Honoring Families, Infants, and Ourselves
By Britt Days, BSN, RN
NANN Footprints: Stories from the NICU July 2019
The doctors say that the future doesn’t look bright for you. They give your parents dire statistics about what your life will look like. It includes tubes and wires and wheelchairs. It doesn’t include walking and talking and all of the other milestones that children achieve during their development. The medical team offers your parents the opportunity to spare you from a life of dependency on artificial methods to live. Your parents decline because they grew up believing in life, at all costs. They do not want you to suffer. They love you so much. They do not want to change your care to comfort measures only because they hope for a miracle.
Your parents are from a different country.
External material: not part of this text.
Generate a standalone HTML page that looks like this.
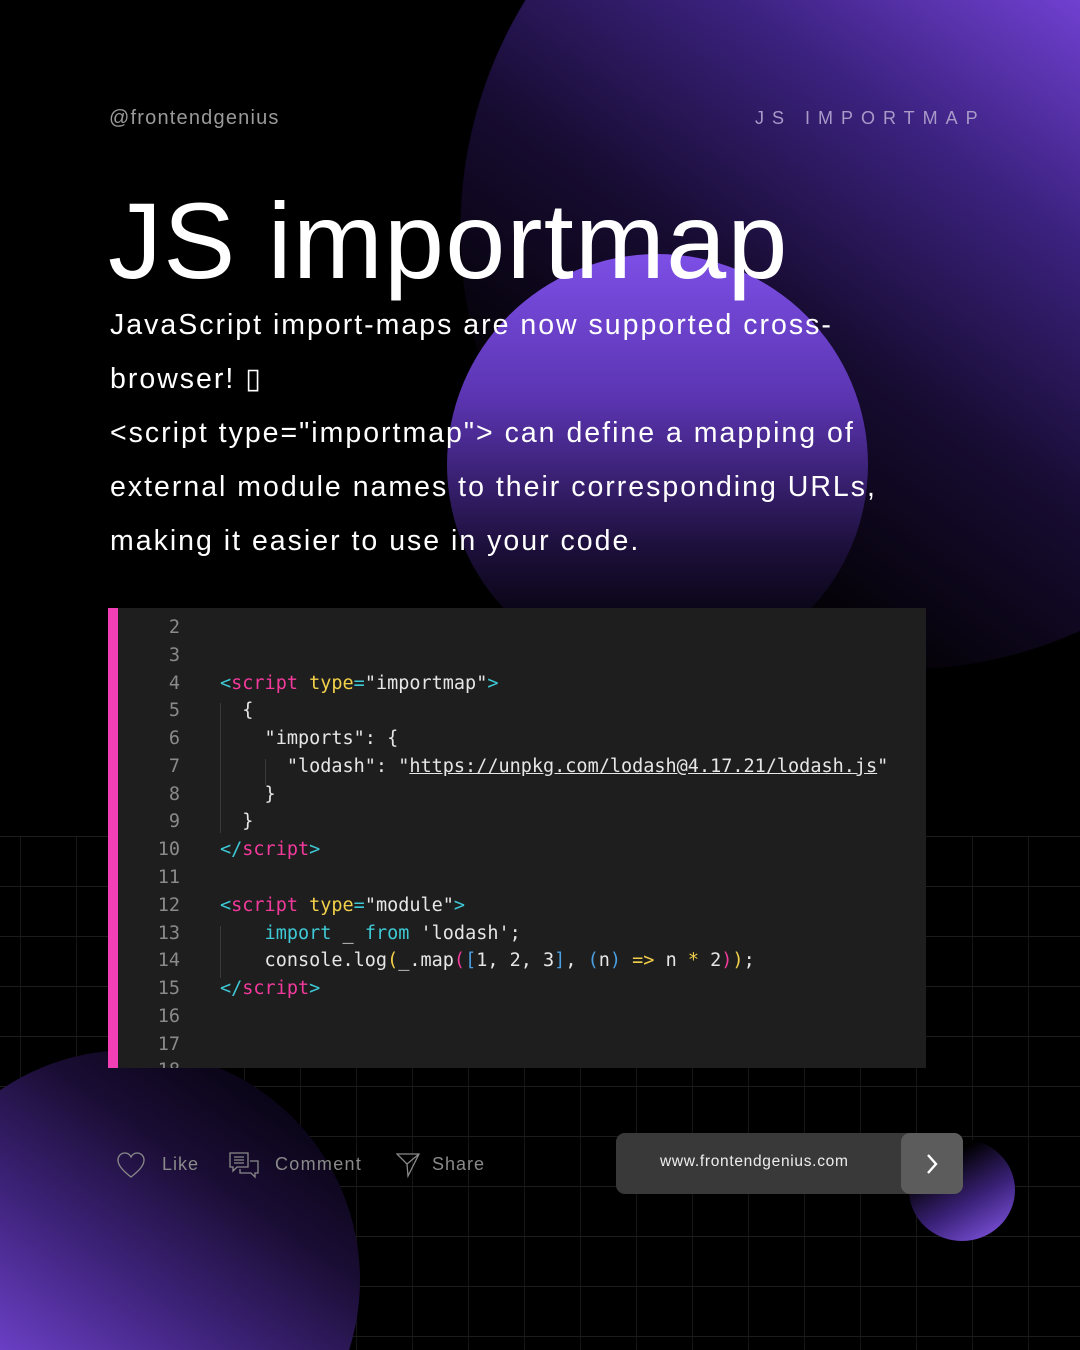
<!DOCTYPE html>
<html style="width:1080px;height:1350px;overflow:hidden"><head><meta charset="utf-8"><style>
*{margin:0;padding:0;box-sizing:border-box}
body{width:1080px;height:1350px;background:#000;overflow:hidden;font-family:"Liberation Sans",sans-serif}
#w{position:relative;width:1080px;height:1350px;overflow:hidden;background:#000}
.abs{position:absolute}
.grid{left:0;top:836px;width:1080px;height:514px;background-image:linear-gradient(#1c1c1c 1px,transparent 1px),linear-gradient(90deg,#161616 1px,transparent 1px);background-size:56px 50px;background-position:0 0,20px 0}
.c1{left:0;top:0;width:1080px;height:670px;background:radial-gradient(circle 440px at 900px 230px,transparent 439px,#000 440px),linear-gradient(215deg,#7040d0 0%,#3c2280 17%,#170c32 36%,#050208 55%,#000 70%)}
.c2{left:447px;top:254px;width:421px;height:421px;border-radius:50%;background:linear-gradient(180deg,#7d4fe6 0%,#5a34b0 35%,#1c0f3a 70%,#000 95%)}
.c3{left:0;top:1050px;width:360px;height:300px;clip-path:circle(230px at 130px 230px);background:linear-gradient(35deg,#6a3fc4 0%,#40247e 28%,#1a0d34 58%,#060310 85%)}
.c4{left:909px;top:1139px;width:106px;height:102px;border-radius:50%;background:linear-gradient(150deg,#000 25%,#3a2178 60%,#8a5cf0 100%)}
.t{color:#fff}
.code{left:108px;top:608px;width:818px;height:460px;background:#1e1e1e;border-left:10px solid #f23fb6;font-family:"DejaVu Sans Mono",monospace;font-size:18.5px;color:#e6e6e6;overflow:hidden}
.ln{position:absolute;left:0;width:62px;text-align:right;color:#8a8a8a}
.cl{position:absolute;left:102px;white-space:pre}
.p{color:#f33a9c}.y{color:#f3d04a}.cy{color:#3ec9d6}.b{color:#4a9fe0}
.code>div{margin-top:3px}
</style></head><body><div id="w">
<div class="abs grid"></div>
<div class="abs c1"></div>
<div class="abs c2"></div>
<div class="abs c3"></div>
<div class="abs c4"></div>

<div class="abs" style="left:109px;top:107px;font-size:20px;color:#9a9a9a;letter-spacing:1.2px">@frontendgenius</div>
<div class="abs" style="left:755px;top:108px;font-size:18px;color:#a99ac8;letter-spacing:8px">JS IMPORTMAP</div>
<div class="abs t" style="left:108px;top:186px;font-size:108px;letter-spacing:1.2px;line-height:110px">JS importmap</div>
<div class="abs t" style="left:110px;top:298px;font-size:28.5px;line-height:54px;letter-spacing:2px;width:900px">JavaScript import-maps are now supported cross-<br>browser! ▯<br>&lt;script type="importmap"&gt; can define a mapping of<br>external module names to their corresponding URLs,<br>making it easier to use in your code.</div>

<div class="abs code">
<div class="ln" style="top:6px">2</div>
<div class="ln" style="top:34px">3</div>
<div class="ln" style="top:62px">4</div>
<div class="ln" style="top:89px">5</div>
<div class="ln" style="top:117px">6</div>
<div class="ln" style="top:145px">7</div>
<div class="ln" style="top:173px">8</div>
<div class="ln" style="top:200px">9</div>
<div class="ln" style="top:228px">10</div>
<div class="ln" style="top:256px">11</div>
<div class="ln" style="top:284px">12</div>
<div class="ln" style="top:312px">13</div>
<div class="ln" style="top:339px">14</div>
<div class="ln" style="top:367px">15</div>
<div class="ln" style="top:395px">16</div>
<div class="ln" style="top:423px">17</div>
<div class="ln" style="top:451px;height:6px;overflow:hidden;line-height:18px">18</div>
<div class="abs" style="left:102px;top:92px;width:1px;height:130px;background:#3a3a3a"></div>
<div class="abs" style="left:147px;top:148px;width:1px;height:26px;background:#3a3a3a"></div>
<div class="abs" style="left:102px;top:315px;width:1px;height:52px;background:#3a3a3a"></div>
<div class="cl" style="top:62px"><span class="cy">&lt;</span><span class="p">script</span> <span class="y">type</span><span class="cy">=</span>"importmap"<span class="cy">&gt;</span></div>
<div class="cl" style="top:89px">  {</div>
<div class="cl" style="top:117px">    "imports": {</div>
<div class="cl" style="top:145px">      "lodash": "<span style="text-decoration:underline">https://unpkg.com/lodash@4.17.21/lodash.js</span>"</div>
<div class="cl" style="top:173px">    }</div>
<div class="cl" style="top:200px">  }</div>
<div class="cl" style="top:228px"><span class="cy">&lt;/</span><span class="p">script</span><span class="cy">&gt;</span></div>
<div class="cl" style="top:284px"><span class="cy">&lt;</span><span class="p">script</span> <span class="y">type</span><span class="cy">=</span>"module"<span class="cy">&gt;</span></div>
<div class="cl" style="top:312px">    <span class="cy">import</span> _ <span class="cy">from</span> 'lodash';</div>
<div class="cl" style="top:339px">    console.log<span class="y">(</span>_.map<span class="p">(</span><span class="b">[</span>1, 2, 3<span class="b">]</span>, <span class="b">(</span>n<span class="b">)</span> <span class="y">=&gt;</span> n <span class="y">*</span> 2<span class="p">)</span><span class="y">)</span>;</div>
<div class="cl" style="top:367px"><span class="cy">&lt;/</span><span class="p">script</span><span class="cy">&gt;</span></div>
</div>

<svg class="abs" style="left:116px;top:1151px" width="30" height="28" viewBox="0 0 30 28"><path d="M15 26C6 19 2 14 2 9 2 5 5 2 9 2c3 0 5 2 6 4 1-2 3-4 6-4 4 0 7 3 7 7 0 5-4 10-13 17z" fill="none" stroke="#8a8a8a" stroke-width="1.3"/></svg>
<div class="abs" style="left:162px;top:1154px;font-size:18px;color:#8a8a8a;letter-spacing:1px">Like</div>
<svg class="abs" style="left:228px;top:1151px" width="32" height="28" viewBox="0 0 32 28"><path d="M2 2h18v14H9l-4 4v-4H2z M6 6h10M6 9h10M6 12h10 M22 10h8v12h-3v4l-4-4H12v-4" fill="none" stroke="#8a8a8a" stroke-width="1.3"/></svg>
<div class="abs" style="left:275px;top:1154px;font-size:18px;color:#8a8a8a;letter-spacing:1.3px">Comment</div>
<svg class="abs" style="left:396px;top:1152px" width="24" height="26" viewBox="0 0 24 26"><path d="M1 2L23 2 12 24 11 12z M11 12L23 2" fill="none" stroke="#8a8a8a" stroke-width="1.3"/></svg>
<div class="abs" style="left:432px;top:1154px;font-size:18px;color:#8a8a8a;letter-spacing:1px">Share</div>

<div class="abs" style="left:616px;top:1133px;width:347px;height:61px;border-radius:9px;background:#393939"></div>
<div class="abs" style="left:660px;top:1153px;font-size:15.5px;color:#eee;letter-spacing:0.7px">www.frontendgenius.com</div>
<div class="abs" style="left:901px;top:1133px;width:62px;height:61px;border-radius:9px;background:#5c5c5c"></div>
<svg class="abs" style="left:922px;top:1151px" width="20" height="26" viewBox="0 0 20 26"><path d="M6 4l8 9-8 9" fill="none" stroke="#fff" stroke-width="2.4"/></svg>
</div></body></html>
They require interpreters from a specific region of a foreign land. The medical team has numerous conversations to make sure that your parents understand. They do understand and they are prepared to face this fate.
The team that cares for you struggles because your parents’ beliefs do not match the beliefs that they grew up with. Many would not make the same decisions as your parents. However, they see the love your parents have for you and they follow through with your parents’ wishes. They are comforted by a story they hear from a hospital nearby from people who were consulted on your case.
Another family had a critically ill child with a bleak prognosis. This family was from the same culture as your family. These parents wanted “everything done” to prolong the life of their child. When that child passed away, the father asked to see the body. When that boy’s father saw bruises on the chest of his young child, he was not upset. He was grateful to see proof that everything was done. It made him feel at peace. This story helped our team to feel comfortable following through with your parents’ wishes.
Eventually, during the holiday season, your body had enough and you pass away despite all of the work of the medical team. Everyone was sad. You and your parents have touched the lives of everyone who works in our NICU. Just as the story from the nearby hospital gave honor and comfort to our clinical team, they now share your story to honor you and your life.